24CH10039 AGV Task 4
24CH10039 AGV Task 4
Introduction to FPGA
FPGAs or Field Programmable Gate Arrays have become increasingly more important in recent times,
just like CPUs and GPUs, but unlike them they have the special ability that allows them to do multiple
calculations simultaneously.
As we know already that there are multiple matrix multiplications in a neural network, and FGPAs do it
in much fewer clock cycles as compared to CPUs and GPUs. This makes them better suited.
Some key advantages of FPGAs mentioned in the paper include:
1. Higher energy efficiency.
2. Parallel processing capabilities.
3. Real-time computation performance.
4. Flexibility in implementing custom algorithms.
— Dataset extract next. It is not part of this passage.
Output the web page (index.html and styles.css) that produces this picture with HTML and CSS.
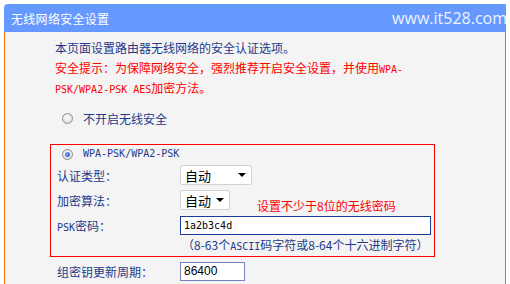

Major companies have already started using FPGAs in their AI systems, like Microsoft with Bing
search engine and Baidu with their speech recognition applications
The model focuses on the forward propagation in detail, input layer to hidden layer, hidden layer to
hidden layer, and hidden layer to output layer. During the first stage, input vectors are multiplied by the
first hidden layer weight matrix using the multiply-add bank, which consists of many parallel
multiplication and accumulation units that can be adjusted. The results are then stored in memory
before being passed through activation functions implemented using lookup tables. This approach
allows different activation functions like sigmoid, ReLU, or tanh to be used by simply loading different
parameters into the lookup table. The output from the activation function is stored in another RAM
module before being processed by the next layer. For multi-layer networks, these components can be
reused to process each subsequent layer, making the architecture very flexible and efficient.
In the backward propagation process implements the learning algorithm that adjusts the network
weights. The paper uses cross-entropy as the loss function to calculate error derivatives for the
backpropagation algorithm. The core calculation involves multiplying the error (the difference
between predicted and actual values) by the derivative of the activation function.
It's implemented on the XILINX ZU9CG FPGA SoC platform, offering 2520 DSPs and 32Mb on-chip
memory. For larger networks, multiple FPGAs can be clustered. Additionally, the paper mentions the
possibility of deploying deep learning frameworks like TensorFlow directly on the 64-bit FPGA SoC
platform, calling FPGA hardware resources directly.